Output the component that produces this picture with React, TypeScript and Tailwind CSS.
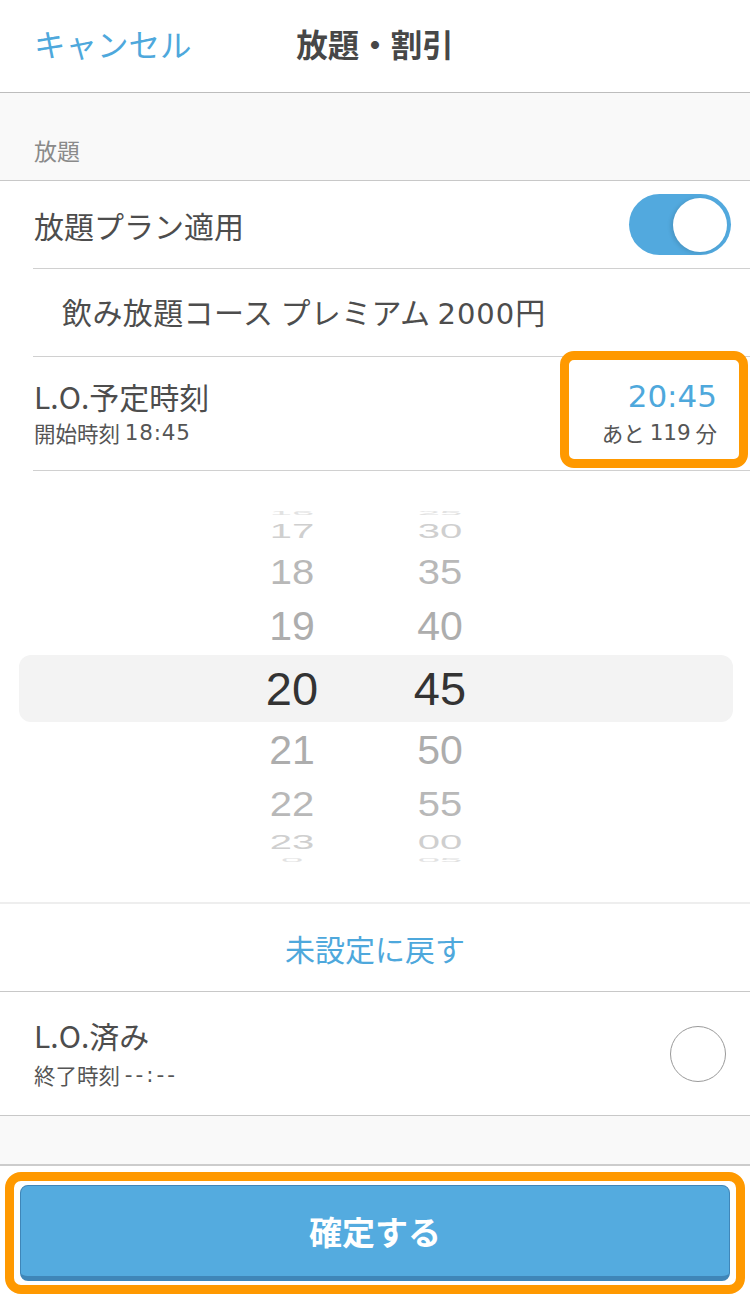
import React from "react";

const jp = { fontFamily: '"Noto Sans CJK JP", "Noto Sans", sans-serif' } as const;
const num = { fontFamily: '"Liberation Sans", Arial, sans-serif' } as const;
const dg = { fontFamily: '"DejaVu Sans", "Noto Sans CJK JP", sans-serif' } as const;

type PickRow = {
  h: string;
  m: string;
  height: number;
  size: number;
  scale: number;
  color: string;
  selected?: boolean;
};

const rows: PickRow[] = [
  { h: "16", m: "25", height: 10, size: 40, scale: 0.12, color: "#e2e2e2" },
  { h: "17", m: "30", height: 26, size: 40, scale: 0.5, color: "#cfcfcf" },
  { h: "18", m: "35", height: 56, size: 40, scale: 0.86, color: "#b8b8b8" },
  { h: "19", m: "40", height: 52, size: 41, scale: 0.97, color: "#adadad" },
  { h: "20", m: "45", height: 72, size: 47, scale: 1, color: "#333333", selected: true },
  { h: "21", m: "50", height: 52, size: 41, scale: 0.97, color: "#adadad" },
  { h: "22", m: "55", height: 56, size: 40, scale: 0.86, color: "#b8b8b8" },
  { h: "23", m: "00", height: 20, size: 40, scale: 0.5, color: "#cfcfcf" },
  { h: "0", m: "05", height: 16, size: 40, scale: 0.12, color: "#e2e2e2" },
];

function Picker() {
  return (
    <div className="h-[433px] pt-[37px] border-b-2 border-[#eeeeee] bg-white overflow-hidden">
      {rows.map((r, i) => (
        <div
          key={i}
          className="flex items-center ml-[19px] mr-[17px]"
          style={{ height: r.height }}
        >
          <div
            className={
              r.selected
                ? "flex items-center w-full h-[67px] rounded-[12px] bg-[#f3f3f3] pl-[199px]"
                : "flex items-center w-full h-full pl-[199px]"
            }
          >
            {[r.h, r.m].map((t, j) => (
              <div
                key={j}
                className="w-[148px] text-center leading-none"
                style={{
                  ...num,
                  fontSize: r.size,
                  color: r.color,
                  transform: `scaleY(${r.scale})`,
                }}
              >
                {t}
              </div>
            ))}
          </div>
        </div>
      ))}
    </div>
  );
}

export default function App() {
  return (
    <div className="w-[750px] h-[1298px] bg-white flex flex-col overflow-hidden" style={jp}>
      {/* Header */}
      <div className="h-[93px] grid grid-cols-[1fr_auto_1fr] items-center border-b border-[#bdbdbd] bg-white">
        <div className="pl-[34px] text-[31.5px] text-[#4ea8dc] leading-none pb-[4px]">キャンセル</div>
        <div className="text-[31.5px] font-bold text-[#474747] leading-none pb-[4px]">放題・割引</div>
        <div />
      </div>

      {/* Section header */}
      <div className="h-[88px] bg-[#f9f9f9] border-b border-[#c8c8c8] flex items-end pl-[34px] pb-[18px]">
        <span className="text-[23px] text-[#8a8a8a] leading-none">放題</span>
      </div>

      {/* Toggle row */}
      <div className="ml-[33px] h-[88px] border-b border-[#d0d0d0] flex items-center justify-between pl-[1px] pr-[19px]">
        <span className="text-[30px] text-[#4d4d4d] leading-none">放題プラン適用</span>
        <div className="w-[102px] h-[61px] rounded-full bg-[#52a9de] flex items-center justify-end pr-[4px]">
          <div className="w-[54px] h-[54px] rounded-full bg-white shadow-[-2px_1px_4px_rgba(0,0,0,0.12)]" />
        </div>
      </div>

      {/* Course row */}
      <div className="ml-[33px] h-[88px] border-b border-[#d0d0d0] flex items-center pl-[29px]">
        <span className="text-[30px] text-[#4d4d4d] leading-none whitespace-pre tracking-[0.4px]">
          飲み放題コース プレミアム <span style={dg} className="text-[29px] tracking-[1px]">2000</span>円
        </span>
      </div>

      {/* L.O. scheduled time row */}
      <div className="relative ml-[33px] h-[114px] border-b border-[#d0d0d0] flex items-center justify-between pl-[1px] pr-[33px]">
        <div className="flex flex-col">
          <div className="h-[40px] flex items-center text-[30px] text-[#4d4d4d]">L.O.予定時刻</div>
          <div className="h-[34px] flex items-center text-[21.5px] text-[#555555] whitespace-pre">
            開始時刻 <span style={dg} className="tracking-[0.8px]">18:45</span>
          </div>
        </div>
        <div className="flex flex-col items-end">
          <div className="h-[40px] flex items-center text-[31px] text-[#4ea8dc]" style={dg}>20:45</div>
          <div className="h-[34px] flex items-center text-[21.5px] text-[#555555] whitespace-pre">
            あと <span style={dg}>119</span> 分
          </div>
        </div>
        <div className="absolute right-[2px] top-[-6px] bottom-[2px] w-[188px] border-[9px] border-[#ff9900] rounded-[14px] pointer-events-none" />
      </div>

      {/* Wheel picker */}
      <Picker />

      {/* Reset */}
      <div className="h-[88px] border-b border-[#c8c8c8] flex items-center justify-center">
        <span className="text-[30px] text-[#4ea8dc] leading-none">未設定に戻す</span>
      </div>

      {/* L.O. done row */}
      <div className="h-[124px] border-b border-[#c8c8c8] flex items-center justify-between pl-[34px] pr-[24px]">
        <div className="flex flex-col">
          <div className="h-[44px] flex items-center text-[30px] text-[#4d4d4d]">L.O.済み</div>
          <div className="h-[36px] flex items-center text-[21.5px] text-[#555555] whitespace-pre">
            終了時刻 <span style={dg} className="tracking-[3px]">--:--</span>
          </div>
        </div>
        <div className="w-[56px] h-[56px] rounded-full border border-[#9a9a9a] bg-white" />
      </div>

      {/* Gray spacer */}
      <div className="h-[50px] bg-[#f9f9f9] border-b-2 border-[#cccccc]" />

      {/* Bottom bar */}
      <div className="flex-1 bg-white px-[5px] pt-[6px] pb-[4px]">
        <div className="h-full border-[9px] border-[#ff9900] rounded-[16px] bg-white px-[6px] py-[4px]">
          <div className="h-full rounded-[8px] bg-[#54abdf] border border-[#3f86b8] border-b-[5px] flex items-center justify-center">
            <span className="text-[33px] font-bold text-white leading-none">確定する</span>
          </div>
        </div>
      </div>
    </div>
  );
}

----------

Problem to work on -
Pick out, from the lines above, every one that contains the string "React".

Output of the exercise -
Output the component that produces this picture with React, TypeScript and Tailwind CSS.
import React from "react";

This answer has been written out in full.